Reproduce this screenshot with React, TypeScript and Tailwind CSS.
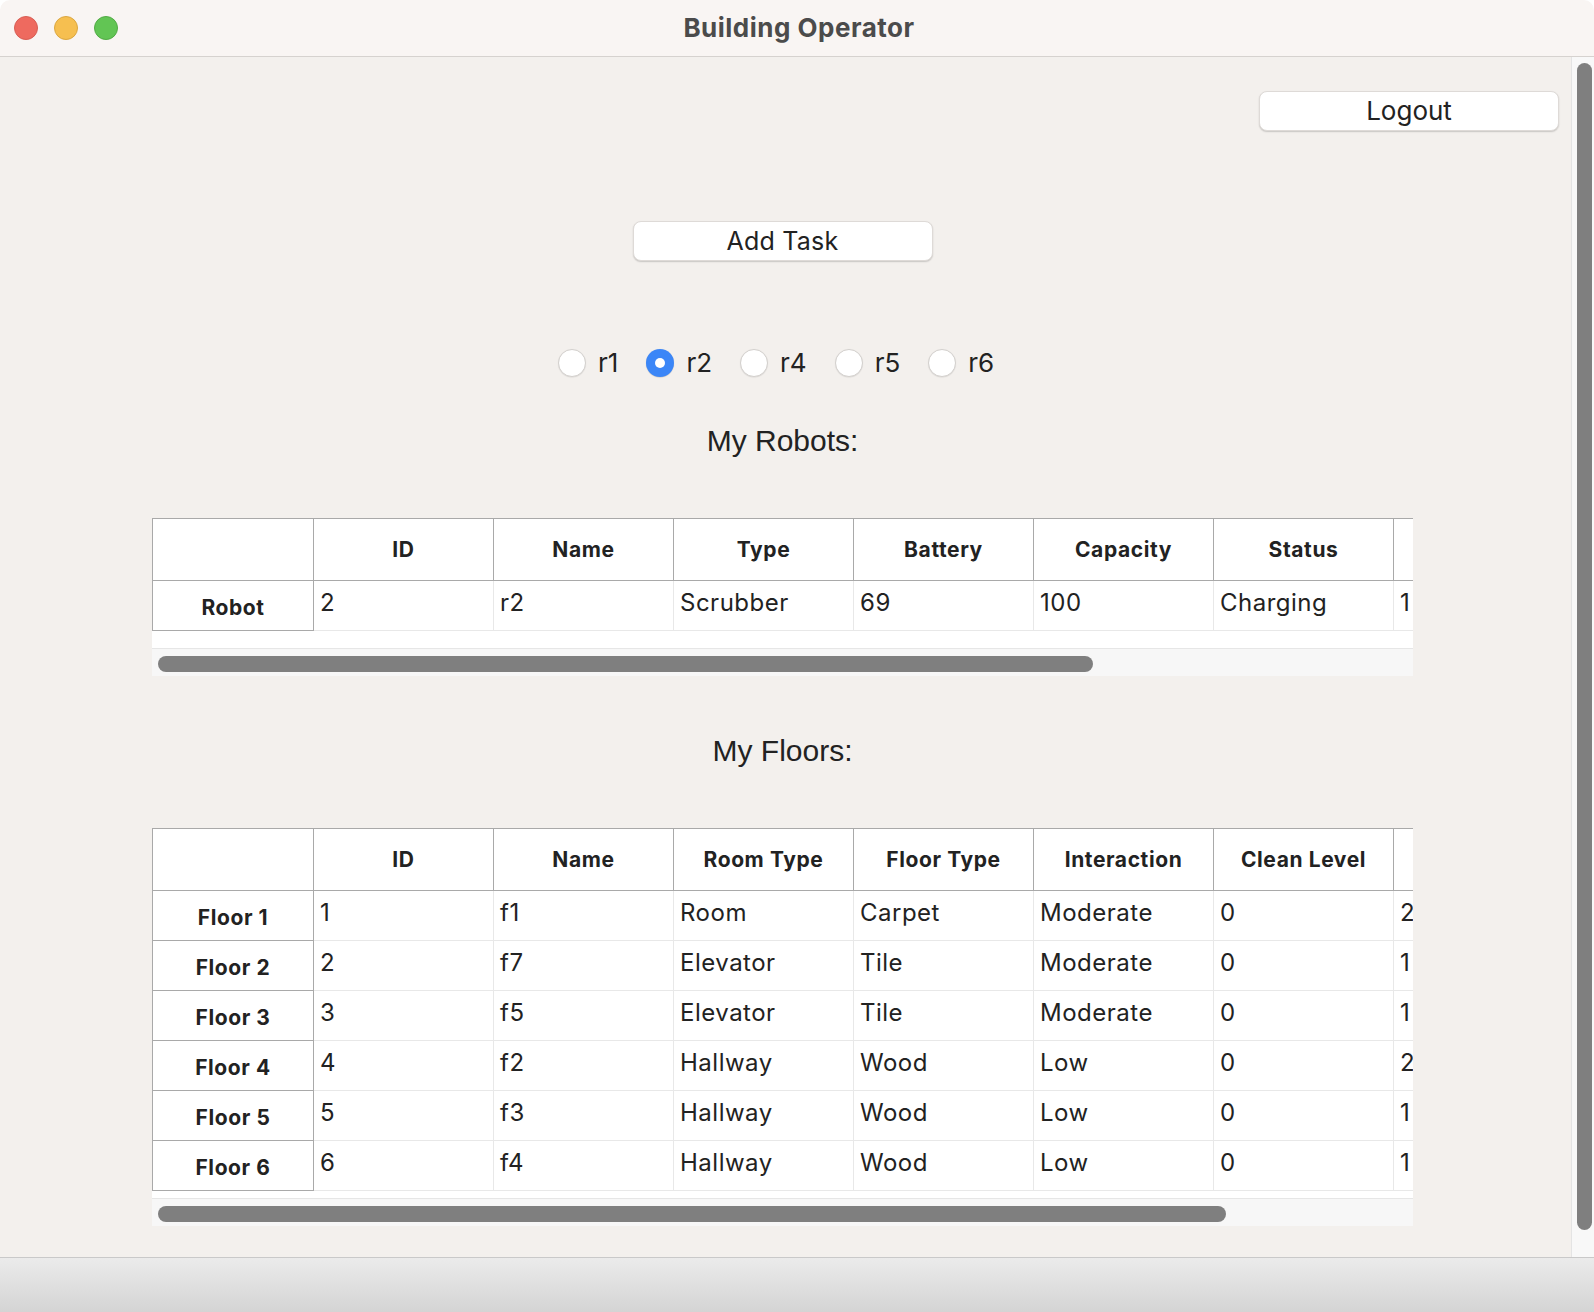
import React from 'react';

const robotHeaders = ['ID', 'Name', 'Type', 'Battery', 'Capacity', 'Status', ''];
const robotRows = [['2', 'r2', 'Scrubber', '69', '100', 'Charging', '1']];

const floorHeaders = ['ID', 'Name', 'Room Type', 'Floor Type', 'Interaction', 'Clean Level', ''];
const floorRows = [
  ['1', 'f1', 'Room', 'Carpet', 'Moderate', '0', '2'],
  ['2', 'f7', 'Elevator', 'Tile', 'Moderate', '0', '1'],
  ['3', 'f5', 'Elevator', 'Tile', 'Moderate', '0', '1'],
  ['4', 'f2', 'Hallway', 'Wood', 'Low', '0', '2'],
  ['5', 'f3', 'Hallway', 'Wood', 'Low', '0', '1'],
  ['6', 'f4', 'Hallway', 'Wood', 'Low', '0', '1'],
];

const radios = ['r1', 'r2', 'r4', 'r5', 'r6'];

type TableProps = {
  headers: string[];
  rows: string[][];
  labels: string[];
  viewportClass: string;
  thumbClass: string;
};

const DataTable: React.FC<TableProps> = ({ headers, rows, labels, viewportClass, thumbClass }) => (
  <div className="w-[1261px] flex flex-col font-['Inter',sans-serif] text-[#222]">
    <div className={`flex overflow-hidden bg-white ${viewportClass}`}>
      {/* vertical header */}
      <div className="flex flex-col shrink-0 w-[162px]">
        <div className="h-[63px] border-t border-l border-r border-b border-[#a9a9a9]" />
        {labels.map((label) => (
          <div
            key={label}
            className="h-[50px] border-l border-r border-b border-[#a9a9a9] flex items-center justify-center pt-[5px] text-[21px] tracking-[0.6px] font-bold"
          >
            {label}
          </div>
        ))}
      </div>
      {headers.map((h, ci) => (
        <div key={ci} className="flex flex-col shrink-0 w-[180px]">
          <div className="h-[63px] border-t border-r border-b border-[#a9a9a9] flex items-center justify-center pt-[1px] text-[21px] tracking-[0.6px] font-bold">
            {h}
          </div>
          {rows.map((row, ri) => (
            <div
              key={ri}
              className="h-[50px] border-r border-b border-[#e8e8e8] pl-[6px] pt-[8px] text-[24px] tracking-[0.5px] leading-[28px] whitespace-nowrap"
            >
              {row[ci]}
            </div>
          ))}
        </div>
      ))}
    </div>
    <div className="h-[28px] bg-[#f7f7f7] border-t border-[#e6e6e6]">
      <div className={`mt-[7px] ml-[6px] h-[16px] rounded-full bg-[#7f7f7f] ${thumbClass}`} />
    </div>
  </div>
);

const App: React.FC = () => {
  return (
    <div className="w-[1594px] h-[1312px] bg-white">
      <div className="w-full h-full flex flex-col rounded-t-[10px] overflow-hidden">
        {/* Title bar */}
        <div className="h-[57px] shrink-0 bg-[#f9f5f3] border-b border-[#d6d2cf] flex items-center relative">
          <div className="flex items-center gap-[16px] pl-[14px]">
            <div className="w-[24px] h-[24px] rounded-full bg-[#ee6a5f] border border-[#d85e54]" />
            <div className="w-[24px] h-[24px] rounded-full bg-[#f6bf50] border border-[#dba741]" />
            <div className="w-[24px] h-[24px] rounded-full bg-[#62c554] border border-[#52ab45]" />
          </div>
          <div className="absolute left-0 right-0 top-0 h-[55px] flex items-center justify-center pl-[4px] font-['Inter',sans-serif] font-bold text-[26px] tracking-[0.5px] text-[#4b4b4b]">
            Building Operator
          </div>
        </div>

        {/* Body */}
        <div className="flex-1 flex bg-[#f3f0ed]">
          <div className="flex-1 flex flex-col items-center pr-[6px]">
            <button className="self-end mr-[6px] mt-[34px] w-[300px] h-[40px] rounded-[8px] bg-white border border-[#dedad7] shadow-[0_1px_1.5px_rgba(0,0,0,0.18)] font-['Inter',sans-serif] text-[26px] text-[#222] leading-none">
              Logout
            </button>

            <button className="mt-[90px] w-[300px] h-[40px] rounded-[8px] bg-white border border-[#dedad7] shadow-[0_1px_1.5px_rgba(0,0,0,0.18)] font-['Inter',sans-serif] text-[25px] tracking-[0.2px] text-[#222] leading-none">
              Add Task
            </button>

            <div className="mt-[88px] self-start ml-[558px] flex items-center gap-[28px] font-['Inter',sans-serif] text-[26px] text-[#222]">
              {radios.map((r) => (
                <div key={r} className="flex items-center gap-[12px] h-[28px]">
                  {r === 'r2' ? (
                    <div className="w-[28px] h-[28px] rounded-full bg-[#3b86f7] flex items-center justify-center shadow-[0_0.5px_1px_rgba(0,0,0,0.2)]">
                      <div className="w-[10px] h-[10px] rounded-full bg-white" />
                    </div>
                  ) : (
                    <div className="w-[28px] h-[28px] rounded-full bg-white border border-[#d3d0cd] shadow-[0_0.5px_1px_rgba(0,0,0,0.1)]" />
                  )}
                  <span className="leading-none">{r}</span>
                </div>
              ))}
            </div>

            <div className="mt-[46px] font-['Liberation_Sans',Arial,sans-serif] text-[30px] leading-[36px] text-[#222]">
              My Robots:
            </div>

            <div className="mt-[59px]">
              <DataTable
                headers={robotHeaders}
                rows={robotRows}
                labels={['Robot']}
                viewportClass="h-[130px]"
                thumbClass="w-[935px]"
              />
            </div>

            <div className="mt-[57px] font-['Liberation_Sans',Arial,sans-serif] text-[30px] leading-[36px] text-[#222]">
              My Floors:
            </div>

            <div className="mt-[59px]">
              <DataTable
                headers={floorHeaders}
                rows={floorRows}
                labels={['Floor 1', 'Floor 2', 'Floor 3', 'Floor 4', 'Floor 5', 'Floor 6']}
                viewportClass="h-[370px]"
                thumbClass="w-[1068px]"
              />
            </div>
          </div>

          {/* Vertical scrollbar */}
          <div className="w-[23px] shrink-0 bg-[#f8f8f8] border-l border-[#e4e4e4] pl-[5px] pt-[6px]">
            <div className="w-[15px] h-[1167px] rounded-full bg-[#7f7f7f]" />
          </div>
        </div>

        {/* Bottom bar */}
        <div className="h-[55px] shrink-0 border-t border-[#c9c9c9] bg-gradient-to-b from-[#ebebeb] to-[#d4d4d4]" />
      </div>
    </div>
  );
};

export default App;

*-*-*

> [Exercise details]:
Make an exact copy of the data above, pictures excluded.

> [The response]:
Reproduce this screenshot with React, TypeScript and Tailwind CSS.
import React from 'react';

const robotHeaders = ['ID', 'Name', 'Type', 'Battery', 'Capacity', 'Status', ''];
const robotRows = [['2', 'r2', 'Scrubber', '69', '100', 'Charging', '1']];

const floorHeaders = ['ID', 'Name', 'Room Type', 'Floor Type', 'Interaction', 'Clean Level', ''];
const floorRows = [
  ['1', 'f1', 'Room', 'Carpet', 'Moderate', '0', '2'],
  ['2', 'f7', 'Elevator', 'Tile', 'Moderate', '0', '1'],
  ['3', 'f5', 'Elevator', 'Tile', 'Moderate', '0', '1'],
  ['4', 'f2', 'Hallway', 'Wood', 'Low', '0', '2'],
  ['5', 'f3', 'Hallway', 'Wood', 'Low', '0', '1'],
  ['6', 'f4', 'Hallway', 'Wood', 'Low', '0', '1'],
];

const radios = ['r1', 'r2', 'r4', 'r5', 'r6'];

type TableProps = {
  headers: string[];
  rows: string[][];
  labels: string[];
  viewportClass: string;
  thumbClass: string;
};

const DataTable: React.FC<TableProps> = ({ headers, rows, labels, viewportClass, thumbClass }) => (
  <div className="w-[1261px] flex flex-col font-['Inter',sans-serif] text-[#222]">
    <div className={`flex overflow-hidden bg-white ${viewportClass}`}>
      {/* vertical header */}
      <div className="flex flex-col shrink-0 w-[162px]">
        <div className="h-[63px] border-t border-l border-r border-b border-[#a9a9a9]" />
        {labels.map((label) => (
          <div
            key={label}
            className="h-[50px] border-l border-r border-b border-[#a9a9a9] flex items-center justify-center pt-[5px] text-[21px] tracking-[0.6px] font-bold"
          >
            {label}
          </div>
        ))}
      </div>
      {headers.map((h, ci) => (
        <div key={ci} className="flex flex-col shrink-0 w-[180px]">
          <div className="h-[63px] border-t border-r border-b border-[#a9a9a9] flex items-center justify-center pt-[1px] text-[21px] tracking-[0.6px] font-bold">
            {h}
          </div>
          {rows.map((row, ri) => (
            <div
              key={ri}
              className="h-[50px] border-r border-b border-[#e8e8e8] pl-[6px] pt-[8px] text-[24px] tracking-[0.5px] leading-[28px] whitespace-nowrap"
            >
              {row[ci]}
            </div>
          ))}
        </div>
      ))}
    </div>
    <div className="h-[28px] bg-[#f7f7f7] border-t border-[#e6e6e6]">
      <div className={`mt-[7px] ml-[6px] h-[16px] rounded-full bg-[#7f7f7f] ${thumbClass}`} />
    </div>
  </div>
);

const App: React.FC = () => {
  return (
    <div className="w-[1594px] h-[1312px] bg-white">
      <div className="w-full h-full flex flex-col rounded-t-[10px] overflow-hidden">
        {/* Title bar */}
        <div className="h-[57px] shrink-0 bg-[#f9f5f3] border-b border-[#d6d2cf] flex items-center relative">
          <div className="flex items-center gap-[16px] pl-[14px]">
            <div className="w-[24px] h-[24px] rounded-full bg-[#ee6a5f] border border-[#d85e54]" />
            <div className="w-[24px] h-[24px] rounded-full bg-[#f6bf50] border border-[#dba741]" />
            <div className="w-[24px] h-[24px] rounded-full bg-[#62c554] border border-[#52ab45]" />
          </div>
          <div className="absolute left-0 right-0 top-0 h-[55px] flex items-center justify-center pl-[4px] font-['Inter',sans-serif] font-bold text-[26px] tracking-[0.5px] text-[#4b4b4b]">
            Building Operator
          </div>
        </div>

        {/* Body */}
        <div className="flex-1 flex bg-[#f3f0ed]">
          <div className="flex-1 flex flex-col items-center pr-[6px]">
            <button className="self-end mr-[6px] mt-[34px] w-[300px] h-[40px] rounded-[8px] bg-white border border-[#dedad7] shadow-[0_1px_1.5px_rgba(0,0,0,0.18)] font-['Inter',sans-serif] text-[26px] text-[#222] leading-none">
              Logout
            </button>

            <button className="mt-[90px] w-[300px] h-[40px] rounded-[8px] bg-white border border-[#dedad7] shadow-[0_1px_1.5px_rgba(0,0,0,0.18)] font-['Inter',sans-serif] text-[25px] tracking-[0.2px] text-[#222] leading-none">
              Add Task
            </button>

            <div className="mt-[88px] self-start ml-[558px] flex items-center gap-[28px] font-['Inter',sans-serif] text-[26px] text-[#222]">
              {radios.map((r) => (
                <div key={r} className="flex items-center gap-[12px] h-[28px]">
                  {r === 'r2' ? (
                    <div className="w-[28px] h-[28px] rounded-full bg-[#3b86f7] flex items-center justify-center shadow-[0_0.5px_1px_rgba(0,0,0,0.2)]">
                      <div className="w-[10px] h-[10px] rounded-full bg-white" />
                    </div>
                  ) : (
                    <div className="w-[28px] h-[28px] rounded-full bg-white border border-[#d3d0cd] shadow-[0_0.5px_1px_rgba(0,0,0,0.1)]" />
                  )}
                  <span className="leading-none">{r}</span>
                </div>
              ))}
            </div>

            <div className="mt-[46px] font-['Liberation_Sans',Arial,sans-serif] text-[30px] leading-[36px] text-[#222]">
              My Robots:
            </div>

            <div className="mt-[59px]">
              <DataTable
                headers={robotHeaders}
                rows={robotRows}
                labels={['Robot']}
                viewportClass="h-[130px]"
                thumbClass="w-[935px]"
              />
            </div>

            <div className="mt-[57px] font-['Liberation_Sans',Arial,sans-serif] text-[30px] leading-[36px] text-[#222]">
              My Floors:
            </div>

            <div className="mt-[59px]">
              <DataTable
                headers={floorHeaders}
                rows={floorRows}
                labels={['Floor 1', 'Floor 2', 'Floor 3', 'Floor 4', 'Floor 5', 'Floor 6']}
                viewportClass="h-[370px]"
                thumbClass="w-[1068px]"
              />
            </div>
          </div>

          {/* Vertical scrollbar */}
          <div className="w-[23px] shrink-0 bg-[#f8f8f8] border-l border-[#e4e4e4] pl-[5px] pt-[6px]">
            <div className="w-[15px] h-[1167px] rounded-full bg-[#7f7f7f]" />
          </div>
        </div>

        {/* Bottom bar */}
        <div className="h-[55px] shrink-0 border-t border-[#c9c9c9] bg-gradient-to-b from-[#ebebeb] to-[#d4d4d4]" />
      </div>
    </div>
  );
};

export default App;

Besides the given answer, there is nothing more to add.